The first day, after an unsuccessful swing through a good-looking creekbottom, we watched one of Brad's farmer friends combine a corn field. That was entertainment by itself for boys who had never seen the process. But much more exciting were the pheasants that boiled out, many of them sailing into a stock dam slough in the middle of the picked field.
This was exciting outdoors stuff. Yes, watching a whitetail slowly pick its way into range of your stand makes the soul alive. Putting the sneak on an antelope or mule deer produces an unforgettable thrill. Seeing a flock of mallards set their wings as they approach your decoys makes a heart go pitter-pat. But trying to skulk across a freshly-picked cornfield toward a two-acre patch of ground that you know holds at least several dozen pheasants rivals it all. In a classic pincers movement, we were split into two groups and approaching the cover at different points, when it all broke loose.
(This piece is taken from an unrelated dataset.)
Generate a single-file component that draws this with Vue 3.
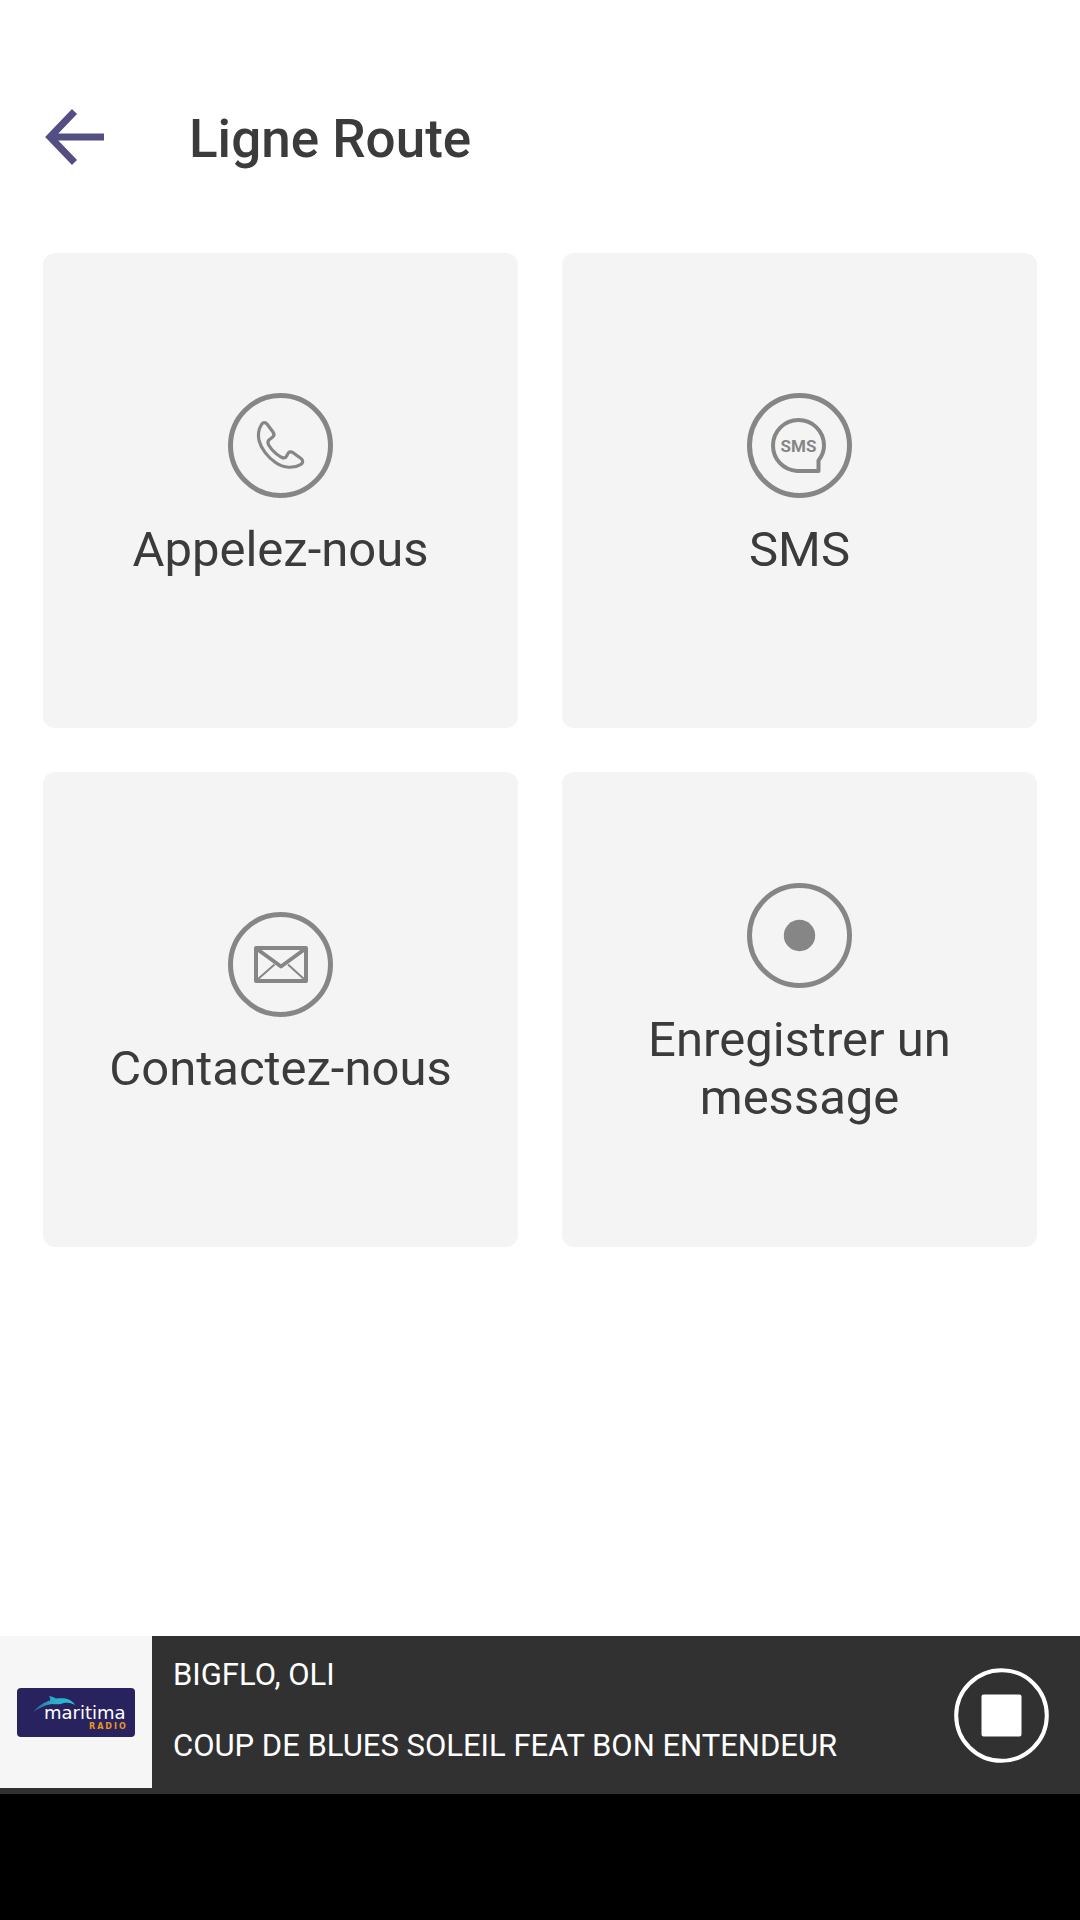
<script setup>
import { ref } from 'vue'

const artist = ref('BIGFLO, OLI')
const track = ref('COUP DE BLUES SOLEIL FEAT BON ENTENDEUR')
const playing = ref(true)

const actions = [
  { id: 'call', label: 'Appelez-nous' },
  { id: 'sms', label: 'SMS' },
  { id: 'mail', label: 'Contactez-nous' },
  { id: 'record', label: 'Enregistrer un message' },
]

const togglePlay = () => {
  playing.value = !playing.value
}
</script>

<template>
  <div class="page">
    <header class="top-bar">
      <button type="button" class="back" aria-label="Retour">
        <svg viewBox="0 0 60 60" width="60" height="60">
          <path d="M29.5 4.5L5 30l24.500 25.500M7 30h52" fill="none" stroke="#544f82" stroke-width="7" />
        </svg>
      </button>
      <h1>Ligne Route</h1>
    </header>

    <main class="actions">
      <button v-for="action in actions" :key="action.id" type="button" class="card">
        <svg class="card-icon" viewBox="0 0 105 105" fill="none" stroke="#868686">
          <circle cx="52.500" cy="52.500" r="50" stroke-width="5" />
          <path
            v-if="action.id === 'call'"
            d="M33.500 31.500C34.800 29 37.500 29.200 39 31L45 39C46.500 41 46 43 44.500 44.200L41.500 46.500C39.500 48 39.800 50.500 41 52.500C44 57.500 48.500 61.500 53.500 64.300C55.500 65.300 57.500 65 58.500 63.200L60 60.500C61 58.700 63 58.300 64.800 59.500L73 65.500C75.300 67.200 75.200 70 73 71.300C66 75.500 56 75.500 47.500 69.500C40 64.500 33 55.500 31 47.500C29.800 42 30.700 36 33.500 31.500Z"
            stroke-width="3.200"
            stroke-linejoin="round"
          />
          <template v-else-if="action.id === 'sms'">
            <path
              d="M71.500 78H50C36 77 26 66 26 52.500C26 38 37.500 27 51.500 27C65.500 27 77 38 77 52.500C77 58 75 63 71.500 67.500Z"
              stroke-width="4"
              stroke-linejoin="round"
            />
            <text x="51.500" y="59" text-anchor="middle" class="sms-text">SMS</text>
          </template>
          <template v-else-if="action.id === 'mail'">
            <path d="M29.500 67.500L46.500 52.500M76.500 67.500L60 52.500" stroke-width="2" />
            <path d="M28 36H78V69H28ZM29 37L53 54.500L77 37" stroke-width="4" stroke-linejoin="round" />
          </template>
          <circle v-else cx="52.500" cy="52.500" r="15.700" fill="#868686" stroke="none" />
        </svg>
        <span class="card-label">{{ action.label }}</span>
      </button>
    </main>

    <section class="player">
      <div class="cover">
        <svg viewBox="0 0 118 49" width="118" height="49" role="img" aria-label="Maritima Radio">
          <defs>
            <linearGradient id="dolphin" x1="0" x2="1">
              <stop offset="0" stop-color="#27608f" />
              <stop offset="0.450" stop-color="#2fa9c8" />
              <stop offset="1" stop-color="#25c3d4" />
            </linearGradient>
          </defs>
          <rect width="118" height="49" rx="4" fill="#28235f" />
          <path
            d="M16 24C21 18.500 27 14 33 12.500C33.500 11 33 9.500 32 8C35 8.500 37 9.500 39 10.500C47 9.500 55 11 58 17C54 14.800 50 14.500 47 15C44 16.500 39 16.500 35 16C28 17 22 20 16 24Z"
            fill="url(#dolphin)"
          />
          <text x="27" y="31" class="logo-name">maritima</text>
          <text x="72" y="41" class="logo-sub">RADIO</text>
        </svg>
      </div>
      <div class="now-playing">
        <p>{{ artist }}</p>
        <p>{{ track }}</p>
      </div>
      <button type="button" class="stop" :aria-label="playing ? 'Arrêter' : 'Lire'" @click="togglePlay">
        <svg viewBox="0 0 95 95" width="95" height="95">
          <circle cx="47.500" cy="47.500" r="45.300" fill="none" stroke="#fff" stroke-width="4" />
          <rect v-if="playing" x="27.500" y="26.500" width="40" height="42" rx="2" fill="#fff" />
          <path v-else d="M36 26l34 21.500L36 69z" fill="#fff" />
        </svg>
      </button>
    </section>
    <div class="system-nav"></div>
  </div>
</template>

<style>
body {
  margin: 0;
  background: #fff;
}
</style>

<style scoped>
.page {
  display: flex;
  flex-direction: column;
  min-height: 100vh;
  font-family: Roboto, "Liberation Sans", sans-serif;
  color: #3b3b3b;
}

button {
  padding: 0;
  border: none;
  background: none;
  font: inherit;
  color: inherit;
  cursor: pointer;
}

svg {
  display: block;
}

.top-bar {
  display: flex;
  align-items: flex-start;
  gap: 84px;
  padding: 107px 45px 81px;
}

h1 {
  margin: 0;
  font-size: 53px;
  font-weight: 500;
  line-height: 65px;
}

.actions {
  flex: 1;
  display: grid;
  grid-template-columns: 1fr 1fr;
  align-content: start;
  gap: 44px;
  padding: 0 43px 44px;
}

.card {
  display: flex;
  flex-direction: column;
  align-items: center;
  justify-content: center;
  gap: 23px;
  aspect-ratio: 1;
  box-sizing: border-box;
  padding: 0 44px 9px;
  border-radius: 12px;
  background: #f4f4f4;
}

.card-icon {
  width: 105px;
  height: 105px;
}

.card-label {
  font-size: 49px;
  line-height: 58px;
  text-align: center;
}

.sms-text {
  font-family: Roboto, sans-serif;
  font-size: 17px;
  font-weight: 700;
  fill: #868686;
  stroke: none;
}

.player {
  display: flex;
  align-items: center;
  background: #313131;
  color: #fff;
}

.cover {
  display: flex;
  align-items: center;
  justify-content: center;
  width: 152px;
  height: 152px;
  margin-bottom: 6px;
  background: #f6f6f6;
}

.now-playing {
  flex: 1;
  display: flex;
  flex-direction: column;
  gap: 33px;
  padding: 0 21px 10px;
}

.now-playing p {
  margin: 0;
  font-size: 31px;
  line-height: 38px;
}

.stop {
  margin-right: 31px;
}

.logo-name {
  font-family: "DejaVu Sans", sans-serif;
  font-size: 18px;
  font-weight: 400;
  fill: #fff;
}

.logo-sub {
  font-family: "DejaVu Sans", sans-serif;
  font-size: 8px;
  font-weight: 700;
  letter-spacing: 2px;
  fill: #e8961e;
}

.system-nav {
  height: 126px;
  background: #000;
}
</style>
After the shooting stopped, each boy and their dad had a longtail to hoist in admiration to the infinite Dakota sky, and there were single birds at all points of the compass to track down with the wonderful dogs.
"This was exciting outdoors stuff."
One of the hunt's best moments came the last day, as we worked another section of prime land. The boys each needed a bird to round out a daily South Dakota limit of three. Brad had some business in town, so were on our own for a couple hours.
We were far back in a section. With a good grassy ditch to hunt between a cut cornfield on one side and an abandoned pasture on the other, I instructed the boys to hunt along it while I cut cross-lots to the truck. I would drive along the blacktop road and meet them where the ditch met the pavement.
After pulling up, I got out and sat on the truck's tailgate to watch their progress. The boys were doing their own version of independent hunting. I knew they would be safe, but I wondered how they would fare, alone with the dog but without Dad's guidance. It was good to see them out in the field on this rare opportunity away from the rigors of school and athletics.
As these thoughts crossed my mind, a pheasant flushed. It tumbled from the sky in a puff of feathers before I heard the report of the shotgun from a quarter mile away. One boy — it looked like Ethan — carefully opened his gun, laid it down and jogged out into the pasture with the Brittany to pick up the rooster and hold it up in triumph.
Returning to the hunt, he joined his brother and they continued on. Shortly another bird flushed, this one going out the other direction over the corn stubble. This rooster folded too, but the sound of the shot wasn't quite so far behind. Jeremiah strode out to pick up his bird and swing it toward me in proud salute before having his brother help him stuff the rooster in his gamebag.
The boys unloaded their guns, knowing their hunt for the day was over, and walked slowly toward me, reliving the hunt, reenacting the shots, wanting the sights and smells and joys of the day to linger. Of course all of that would stay with them forever because any boy — no matter what age — can appreciate fine days under friendly skies in good pheasant country.
Oh, you did good, I said, smiling and shaking their hands as they proudly walked up and we laid out their prizes for an admiration session and the re-telling of the stories behind each magnificently-feathered bird. We marveled at the roosters' beauty and mentioned the perfection of the day, feeling mighty glad that we had made this particular autumn recess one for ringnecks.